- Hoseynabad-e Mirza Momen Location within Iran
- Coordinates: 36°34′32″N 57°44′28″E﻿ / ﻿36.57556°N 57.74111°E
- Country: Iran
- Province: Razavi Khorasan
- County: Joveyn
- District: Atamalek
- Rural District: Zarrin

Population (2016)
- • Total: 480
- Time zone: UTC+3:30 (IRST)

= Hoseynabad-e Mirza Momen =

Village in Razavi Khorasan province, Iran

Hoseynabad-e Mirza Momen (حسين ابادميرزامومن) (Note: Also romanized as Ḩoseynābād-e Mīrzā Mo‘men; also known as Ḩoseynābād) is a village in Zarrin Rural District of Atamalek District in Joveyn County, Razavi Khorasan province, Iran.

==Demographics==
===Population===
At the time of the 2006 National Census, the village's population was 614 in 160 households, when it was in Hokmabad Rural District of the former Joveyn District in Sabzevar County.

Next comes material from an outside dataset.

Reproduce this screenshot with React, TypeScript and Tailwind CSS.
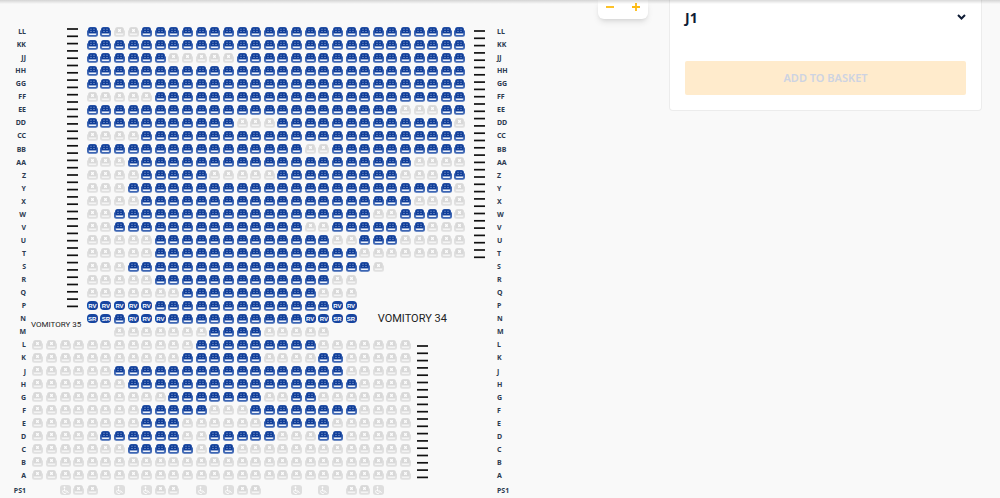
// seat codes: o = available, x = taken, R = restricted view, S = severely restricted, w = wheelchair, . = no seat
const ROWS = [
  { name: "LL", seats: "4. 2o 2x 24o" },
  { name: "KK", seats: "4. 28o" },
  { name: "JJ", seats: "4. 6o 5x 17o" },
  { name: "HH", seats: "4. 28o" },
  { name: "GG", seats: "4. 28o" },
  { name: "FF", seats: "4. 5x 23o" },
  { name: "EE", seats: "4. 23o 3x 2o" },
  { name: "DD", seats: "4. 11o 3x 13o 1x" },
  { name: "CC", seats: "4. 4x 24o" },
  { name: "BB", seats: "4. 16o 2x 10o" },
  { name: "AA", seats: "4. 3x 21o 4x" },
  { name: "Z", seats: "4. 4x 5o 5x 9o 3x 2o" },
  { name: "Y", seats: "4. 3x 24o 1x" },
  { name: "X", seats: "4. 4x 20o 4x" },
  { name: "W", seats: "4. 2x 19o 2x 4o 1x" },
  { name: "V", seats: "4. 2x 14o 2x 7o 3x" },
  { name: "U", seats: "4. 5x 13o 2x 3o 5x" },
  { name: "T", seats: "4. 5x 15o 8x" },
  { name: "S", seats: "4. 3x 18o 1x" },
  { name: "R", seats: "4. 5x 13o 2x" },
  { name: "Q", seats: "4. 7x 10o 3x" },
  { name: "P", seats: "4. 5R 13o 2R" },
  { name: "N", seats: "4. 2S 1o 3R 10o 2R 2S" },
  { name: "M", seats: "6. 7x 4o 5x" },
  { name: "L", seats: "12x 9o 7x" },
  { name: "K", seats: "11x 6o 4x 2o 5x" },
  { name: "J", seats: "6x 17o 5x" },
  { name: "H", seats: "7x 17o 4x" },
  { name: "G", seats: "10x 7o 2x 2o 7x" },
  { name: "F", seats: "8x 5o 3x 8o 4x" },
  { name: "E", seats: "8x 3o 6x 5o 6x" },
  { name: "D", seats: "5x 6o 2x 5o 3x 2o 5x" },
  { name: "C", seats: "7x 5o 1x 2o 13x" },
  { name: "B", seats: "28x" },
  { name: "A", seats: "28x" },
  { name: "PS1", seats: "2. 1w 2x 1. 1w 1. 1w 2x 1. 1w 1. 1w 2x 2. 1w 1. 1w 1. 2x 1w" },
];

const SEAT_LABELS: Record<string, string> = {
  o: "available",
  x: "unavailable",
  R: "restricted view",
  S: "severely restricted view",
  w: "wheelchair space, unavailable",
};

const expand = (runs: string) =>
  runs
    .split(" ")
    .map((run) => run.slice(-1).repeat(parseInt(run)))
    .join("")
    .split("");

function SeatIcon({ type }: { type: string }) {
  if (type === "w") {
    return (
      <svg viewBox="0 0 22 20" className="h-[10px] w-[11px]">
        <rect width="22" height="20" rx="6" fill="#dedede" />
        <circle cx="9" cy="4.500" r="1.800" fill="#fff" />
        <path d="M9 7v5h5l3 4M7 10a4 4 0 1 0 6 5" fill="none" stroke="#fff" strokeWidth="1.800" />
      </svg>
    );
  }
  const taken = type === "x";
  return (
    <svg viewBox="0 0 22 20" className="h-[10px] w-[11px]">
      <path
        d="M7 0h8a5 5 0 0 1 5 5v1a3 3 0 0 1 2 3v6a4.500 4.500 0 0 1-4.500 4.500h-13A4.500 4.500 0 0 1 0 15V9a3 3 0 0 1 2-3V5a5 5 0 0 1 5-5z"
        fill={taken ? "#e0e0e0" : "#3c65b3"}
      />
      <path d="M7 1h8a4 4 0 0 1 4 4v8H3V5a4 4 0 0 1 4-4z" fill={taken ? "#d8d8d8" : "#0f3d98"} />
      <path d="M3.500 13h15v1a2 2 0 0 1-2 2h-11a2 2 0 0 1-2-2z" fill={taken ? "#f4f4f4" : "#eef2fa"} />
      {taken ? (
        <path d="M8.500 4.500l5 5M13.500 4.500l-5 5" stroke="#fff" strokeWidth="2.400" />
      ) : (
        <path d="M8 3.500v2M8 8v2M14 3.500v2M14 8v2" stroke="#b4c4e4" strokeWidth="1.800" />
      )}
    </svg>
  );
}

function Seat({ row, number, type }: { row: string; number: number; type: string }) {
  const restricted = type === "R" || type === "S";
  return (
    <button
      type="button"
      aria-label={`Row ${row} seat ${number}, ${SEAT_LABELS[type]}`}
      disabled={type === "x" || type === "w"}
      className="flex items-center justify-center">
      {restricted ? (
        <span className="flex h-[9px] w-[11px] items-center justify-center rounded-[4px] bg-[#1745a0] font-['Liberation_Sans',sans-serif] text-[6px] leading-none font-bold text-white">
          {type}
          {type === "R" ? "V" : "R"}
        </span>
      ) : (
        <SeatIcon type={type} />
      )}
    </button>
  );
}

// flight of steps between two blocks
function Stairs({ steps }: { steps: number }) {
  const height = Math.round(steps * 7.3);
  return (
    <svg width="11" height={height} viewBox={`0 0 11 ${height}`} aria-hidden="true">
      {Array.from({ length: steps }, (_, i) => (
        <path key={i} d={`M0 ${1 + i * 7.3}h11`} stroke="#111" strokeWidth="1.700" />
      ))}
    </svg>
  );
}

function SeatMap() {
  return (
    <div className="grid h-[473px] w-[525px] grid-cols-[26px_5px_repeat(34,minmax(0,1fr))_3px_28px] grid-rows-[repeat(35,minmax(0,1fr))_16px] text-[7px] leading-none font-bold text-[#2c3a50]">
      {ROWS.map((row, r) => (
        <div key={row.name} className="contents">
          <span className="flex items-center justify-end" style={{ gridRow: r + 1, gridColumn: 1 }}>
            {row.name}
          </span>
          {expand(row.seats).map((type, c) =>
            type === "." ? null : (
              <div key={c} className="flex items-center justify-center" style={{ gridRow: r + 1, gridColumn: c + 3 }}>
                <Seat row={row.name} number={c + 1} type={type} />
              </div>
            )
          )}
          <span className="flex items-center" style={{ gridRow: r + 1, gridColumn: 38 }}>
            {row.name}
          </span>
        </div>
      ))}

      <div className="col-span-2 col-start-5 row-span-22 row-start-1 flex justify-center pt-[3px] pl-[2px]">
        <Stairs steps={39} />
      </div>
      <div className="col-span-2 col-start-35 row-span-18 row-start-1 flex justify-center pt-[5px] pr-[2px]">
        <Stairs steps={32} />
      </div>
      <div className="col-span-2 col-start-31 row-span-11 row-start-25 flex pt-[7px] pl-[5px]">
        <Stairs steps={19} />
      </div>

      <p className="col-span-4 col-start-3 row-span-2 row-start-23 flex items-center font-['Roboto',sans-serif] text-[8px] font-normal whitespace-nowrap text-[#222]">
        VOMITORY 35
      </p>
      <p className="col-span-6 col-start-28 row-start-23 flex items-center justify-center font-['Roboto',sans-serif] text-[11px] font-normal whitespace-nowrap text-[#222]">
        VOMITORY 34
      </p>
    </div>
  );
}

export default function App() {
  return (
    <div className="relative min-h-screen overflow-hidden bg-[#f9f9f9] font-['Noto_Sans',sans-serif] text-[#0f1c35]">
      <div className="absolute inset-x-0 top-0 z-10 h-1 bg-linear-to-b from-black/15 to-transparent" />

      <main className="flex items-start gap-[21px] pr-[18px]">
        <section aria-label="Seat map" className="relative min-w-0 flex-1 pt-[25px]">
          <SeatMap />
          <div className="absolute top-0 right-0 flex h-[19px] w-[50px] justify-between rounded-b-md bg-white px-2 pb-2 text-[#fdbb11] shadow-md">
            <button type="button" aria-label="Zoom out" className="flex items-end">
              <svg viewBox="0 0 8 8" className="size-2">
                <path d="M0 4h8" stroke="currentColor" strokeWidth="1.800" />
              </svg>
            </button>
            <button type="button" aria-label="Zoom in" className="flex items-end">
              <svg viewBox="0 0 8 8" className="size-2">
                <path d="M0 4h8M4 0v8" stroke="currentColor" strokeWidth="1.800" />
              </svg>
            </button>
          </div>
        </section>

        <aside className="w-[313px] shrink-0 rounded-b-sm border border-t-0 border-[#ececec] bg-white px-[15px] pb-[15px]">
          <button type="button" aria-expanded="false" className="flex h-[34px] w-full items-center justify-between text-[14px] font-bold">
            J1
            <svg viewBox="0 0 9 6" className="h-[6px] w-[9px]">
              <path d="M1 1l3.500 3.500L8 1" fill="none" stroke="currentColor" strokeWidth="2" />
            </svg>
          </button>
          <button type="button" disabled className="mt-[27px] h-[34px] w-full rounded-xs bg-[#ffebcc] text-[11px] font-semibold text-[#cdd3e2]">
            ADD TO BASKET
          </button>
        </aside>
      </main>
    </div>
  );
}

The following census in 2011 counted 475 people in 151 households, by which time the district had been separated from the county in the establishment of Joveyn County. The rural district was transferred to the new Atamalek District, and Hoseynabad-e Mirza Momen was transferred to Zarrin Rural District created in the same district. The 2016 census measured the population of the village as 480 people in 163 households.